**WRITTEN TASK:** Exactly repeat the material, dropping every picture from the copy.

begin SOURCE EXCERPT

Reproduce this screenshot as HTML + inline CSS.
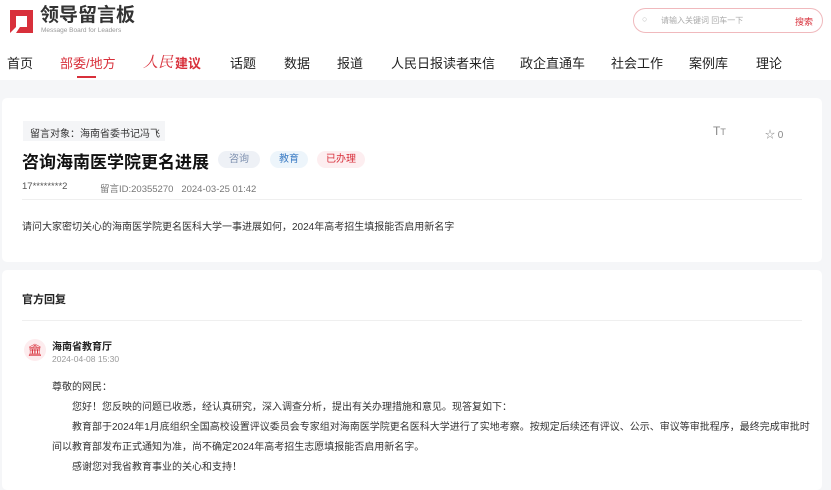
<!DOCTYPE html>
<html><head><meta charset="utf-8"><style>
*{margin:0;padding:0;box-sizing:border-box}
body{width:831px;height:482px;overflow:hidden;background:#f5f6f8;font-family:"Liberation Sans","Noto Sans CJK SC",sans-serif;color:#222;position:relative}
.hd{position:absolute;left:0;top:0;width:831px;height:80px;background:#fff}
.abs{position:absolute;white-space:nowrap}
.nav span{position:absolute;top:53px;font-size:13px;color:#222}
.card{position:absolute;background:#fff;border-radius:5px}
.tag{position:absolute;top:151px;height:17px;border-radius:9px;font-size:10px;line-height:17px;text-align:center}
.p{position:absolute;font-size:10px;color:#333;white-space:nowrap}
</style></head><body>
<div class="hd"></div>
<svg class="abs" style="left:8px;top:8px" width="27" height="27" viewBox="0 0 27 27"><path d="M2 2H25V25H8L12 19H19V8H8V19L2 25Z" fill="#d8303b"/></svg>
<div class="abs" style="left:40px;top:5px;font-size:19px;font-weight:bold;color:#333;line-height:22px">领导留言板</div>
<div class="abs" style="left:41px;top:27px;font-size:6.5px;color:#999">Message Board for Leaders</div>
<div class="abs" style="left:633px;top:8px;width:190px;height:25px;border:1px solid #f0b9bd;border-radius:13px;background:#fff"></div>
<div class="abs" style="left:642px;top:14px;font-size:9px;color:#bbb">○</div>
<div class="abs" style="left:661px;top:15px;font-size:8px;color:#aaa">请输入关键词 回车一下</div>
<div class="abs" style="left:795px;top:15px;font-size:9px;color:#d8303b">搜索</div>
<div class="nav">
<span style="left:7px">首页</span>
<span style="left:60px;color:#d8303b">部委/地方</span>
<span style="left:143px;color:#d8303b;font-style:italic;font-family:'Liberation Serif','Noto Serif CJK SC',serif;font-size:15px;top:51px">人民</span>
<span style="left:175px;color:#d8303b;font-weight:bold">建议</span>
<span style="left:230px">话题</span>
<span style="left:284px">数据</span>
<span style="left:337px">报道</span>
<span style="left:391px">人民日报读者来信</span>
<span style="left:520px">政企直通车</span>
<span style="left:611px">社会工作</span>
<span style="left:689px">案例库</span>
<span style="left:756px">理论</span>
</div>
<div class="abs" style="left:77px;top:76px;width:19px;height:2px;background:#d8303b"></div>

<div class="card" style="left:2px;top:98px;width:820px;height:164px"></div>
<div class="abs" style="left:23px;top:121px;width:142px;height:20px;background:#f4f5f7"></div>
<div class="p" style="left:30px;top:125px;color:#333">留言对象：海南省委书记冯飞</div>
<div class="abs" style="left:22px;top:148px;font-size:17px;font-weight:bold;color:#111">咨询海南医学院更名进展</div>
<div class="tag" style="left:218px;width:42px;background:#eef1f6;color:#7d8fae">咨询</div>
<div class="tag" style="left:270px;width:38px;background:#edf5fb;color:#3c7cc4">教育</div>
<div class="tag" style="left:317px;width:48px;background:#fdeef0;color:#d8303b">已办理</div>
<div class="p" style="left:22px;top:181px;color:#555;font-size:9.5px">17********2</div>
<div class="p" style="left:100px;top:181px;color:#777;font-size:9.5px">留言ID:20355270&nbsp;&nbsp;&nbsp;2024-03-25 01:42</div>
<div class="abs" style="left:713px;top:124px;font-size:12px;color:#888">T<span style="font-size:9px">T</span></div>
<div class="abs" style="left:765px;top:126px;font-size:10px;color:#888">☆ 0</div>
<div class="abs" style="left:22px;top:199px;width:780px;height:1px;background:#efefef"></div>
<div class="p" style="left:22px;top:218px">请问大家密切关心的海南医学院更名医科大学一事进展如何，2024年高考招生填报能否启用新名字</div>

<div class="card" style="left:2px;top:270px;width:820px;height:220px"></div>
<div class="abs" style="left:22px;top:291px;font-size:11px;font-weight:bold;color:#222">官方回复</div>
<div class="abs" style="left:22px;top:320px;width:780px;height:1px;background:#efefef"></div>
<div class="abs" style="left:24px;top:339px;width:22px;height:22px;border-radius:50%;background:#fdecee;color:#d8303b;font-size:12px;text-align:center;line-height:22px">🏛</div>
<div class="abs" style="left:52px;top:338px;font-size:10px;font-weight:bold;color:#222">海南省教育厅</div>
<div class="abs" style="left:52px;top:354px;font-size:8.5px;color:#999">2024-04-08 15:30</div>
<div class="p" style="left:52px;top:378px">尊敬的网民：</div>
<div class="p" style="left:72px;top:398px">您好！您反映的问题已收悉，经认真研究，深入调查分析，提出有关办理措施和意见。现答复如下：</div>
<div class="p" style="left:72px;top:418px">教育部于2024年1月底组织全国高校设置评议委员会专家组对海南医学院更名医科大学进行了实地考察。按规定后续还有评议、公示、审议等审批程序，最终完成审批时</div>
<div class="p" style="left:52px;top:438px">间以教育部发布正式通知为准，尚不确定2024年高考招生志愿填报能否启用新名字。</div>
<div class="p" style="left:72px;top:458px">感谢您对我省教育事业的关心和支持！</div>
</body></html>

end SOURCE EXCERPT

**ANSWER FOR THE TASK:**
Reproduce this screenshot as HTML + inline CSS.
<!DOCTYPE html>
<html><head><meta charset="utf-8"><style>
*{margin:0;padding:0;box-sizing:border-box}
body{width:831px;height:482px;overflow:hidden;background:#f5f6f8;font-family:"Liberation Sans","Noto Sans CJK SC",sans-serif;color:#222;position:relative}
.hd{position:absolute;left:0;top:0;width:831px;height:80px;background:#fff}
.abs{position:absolute;white-space:nowrap}
.nav span{position:absolute;top:53px;font-size:13px;color:#222}
.card{position:absolute;background:#fff;border-radius:5px}
.tag{position:absolute;top:151px;height:17px;border-radius:9px;font-size:10px;line-height:17px;text-align:center}
.p{position:absolute;font-size:10px;color:#333;white-space:nowrap}
</style></head><body>
<div class="hd"></div>
<svg class="abs" style="left:8px;top:8px" width="27" height="27" viewBox="0 0 27 27"><path d="M2 2H25V25H8L12 19H19V8H8V19L2 25Z" fill="#d8303b"/></svg>
<div class="abs" style="left:40px;top:5px;font-size:19px;font-weight:bold;color:#333;line-height:22px">领导留言板</div>
<div class="abs" style="left:41px;top:27px;font-size:6.5px;color:#999">Message Board for Leaders</div>
<div class="abs" style="left:633px;top:8px;width:190px;height:25px;border:1px solid #f0b9bd;border-radius:13px;background:#fff"></div>
<div class="abs" style="left:642px;top:14px;font-size:9px;color:#bbb">○</div>
<div class="abs" style="left:661px;top:15px;font-size:8px;color:#aaa">请输入关键词 回车一下</div>
<div class="abs" style="left:795px;top:15px;font-size:9px;color:#d8303b">搜索</div>
<div class="nav">
<span style="left:7px">首页</span>
<span style="left:60px;color:#d8303b">部委/地方</span>
<span style="left:143px;color:#d8303b;font-style:italic;font-family:'Liberation Serif','Noto Serif CJK SC',serif;font-size:15px;top:51px">人民</span>
<span style="left:175px;color:#d8303b;font-weight:bold">建议</span>
<span style="left:230px">话题</span>
<span style="left:284px">数据</span>
<span style="left:337px">报道</span>
<span style="left:391px">人民日报读者来信</span>
<span style="left:520px">政企直通车</span>
<span style="left:611px">社会工作</span>
<span style="left:689px">案例库</span>
<span style="left:756px">理论</span>
</div>
<div class="abs" style="left:77px;top:76px;width:19px;height:2px;background:#d8303b"></div>

<div class="card" style="left:2px;top:98px;width:820px;height:164px"></div>
<div class="abs" style="left:23px;top:121px;width:142px;height:20px;background:#f4f5f7"></div>
<div class="p" style="left:30px;top:125px;color:#333">留言对象：海南省委书记冯飞</div>
<div class="abs" style="left:22px;top:148px;font-size:17px;font-weight:bold;color:#111">咨询海南医学院更名进展</div>
<div class="tag" style="left:218px;width:42px;background:#eef1f6;color:#7d8fae">咨询</div>
<div class="tag" style="left:270px;width:38px;background:#edf5fb;color:#3c7cc4">教育</div>
<div class="tag" style="left:317px;width:48px;background:#fdeef0;color:#d8303b">已办理</div>
<div class="p" style="left:22px;top:181px;color:#555;font-size:9.5px">17********2</div>
<div class="p" style="left:100px;top:181px;color:#777;font-size:9.5px">留言ID:20355270&nbsp;&nbsp;&nbsp;2024-03-25 01:42</div>
<div class="abs" style="left:713px;top:124px;font-size:12px;color:#888">T<span style="font-size:9px">T</span></div>
<div class="abs" style="left:765px;top:126px;font-size:10px;color:#888">☆ 0</div>
<div class="abs" style="left:22px;top:199px;width:780px;height:1px;background:#efefef"></div>
<div class="p" style="left:22px;top:218px">请问大家密切关心的海南医学院更名医科大学一事进展如何，2024年高考招生填报能否启用新名字</div>

<div class="card" style="left:2px;top:270px;width:820px;height:220px"></div>
<div class="abs" style="left:22px;top:291px;font-size:11px;font-weight:bold;color:#222">官方回复</div>
<div class="abs" style="left:22px;top:320px;width:780px;height:1px;background:#efefef"></div>
<div class="abs" style="left:24px;top:339px;width:22px;height:22px;border-radius:50%;background:#fdecee;color:#d8303b;font-size:12px;text-align:center;line-height:22px">🏛</div>
<div class="abs" style="left:52px;top:338px;font-size:10px;font-weight:bold;color:#222">海南省教育厅</div>
<div class="abs" style="left:52px;top:354px;font-size:8.5px;color:#999">2024-04-08 15:30</div>
<div class="p" style="left:52px;top:378px">尊敬的网民：</div>
<div class="p" style="left:72px;top:398px">您好！您反映的问题已收悉，经认真研究，深入调查分析，提出有关办理措施和意见。现答复如下：</div>
<div class="p" style="left:72px;top:418px">教育部于2024年1月底组织全国高校设置评议委员会专家组对海南医学院更名医科大学进行了实地考察。按规定后续还有评议、公示、审议等审批程序，最终完成审批时</div>
<div class="p" style="left:52px;top:438px">间以教育部发布正式通知为准，尚不确定2024年高考招生志愿填报能否启用新名字。</div>
<div class="p" style="left:72px;top:458px">感谢您对我省教育事业的关心和支持！</div>
</body></html>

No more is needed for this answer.